The development of the Imperial Cult

The Imperial Cult, the state religion of the Imperium of Man worshiping the God-Emperor has undergone significant evolution from its inception to the current timeline.

Unification Wars

Before the establishment of the Imperium, the Emperor led the Unification Wars on Terra, aiming to consolidate the warring techno-barbarian states under a single banner. During this period, the Emperor suppressed various religious practices, culminating in the purge of the last religious center on Terra, to establish a secular foundation for humanity’s future.

The Imperial Truth

During the Great Crusade at M30-M31, the Emperor of Mankind promulgated the Imperial Truth, an atheistic doctrine emphasizing science, reason, and the rejection of superstition, worship and religion. The Emperor sought to unify humanity under this secular philosophy, eradicating religious beliefs that he deemed divisive and regressive.

Lorgar and the Emperor

Future heretic and traitor Lorgar Aurelian, Primarch of the Word Bearers Legion, held deep spiritual convictions and viewed the Emperor as a divine figure. He authored the Lectitio Divinitatus, a text proclaiming the Emperor’s divinity.
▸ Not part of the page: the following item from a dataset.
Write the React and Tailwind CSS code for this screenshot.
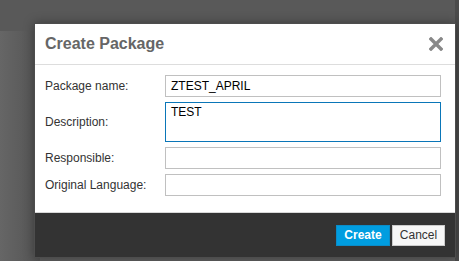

Displeased with Lorgar’s deviation from the Imperial Truth, the Emperor reprimanded him and ordered the Ultramarines to destroy the city of Monarchia, a model of Lorgar’s religious devotion, to serve as a lesson against deification.

Emergence of the Lectitio Divinitatus

Despite the Emperor’s efforts, a clandestine religious movements around Lectitio Divinitatus emerged, venerating the Emperor as a divine being. These cults gained traction among various segments of Imperial society, including some Space Marines.

“Rejoice, for I bring you glorious news,
the God walks among us.”

First lines of Lectitio Divinatus

“The strength of the Emperor
is the humanity.
The strength of the humanity
is the Emperor.”

Excerpt from Lectitio Divinatus

Guilliman Bans the Book

Roboute Guilliman, Primarch of the Ultramarines, recognized the potential dangers of the Lectitio Divinitatus. Concerned about its divisive nature of worship and the deviation from the Imperial Truth, he took measures to suppress the spread of the text within Imperium.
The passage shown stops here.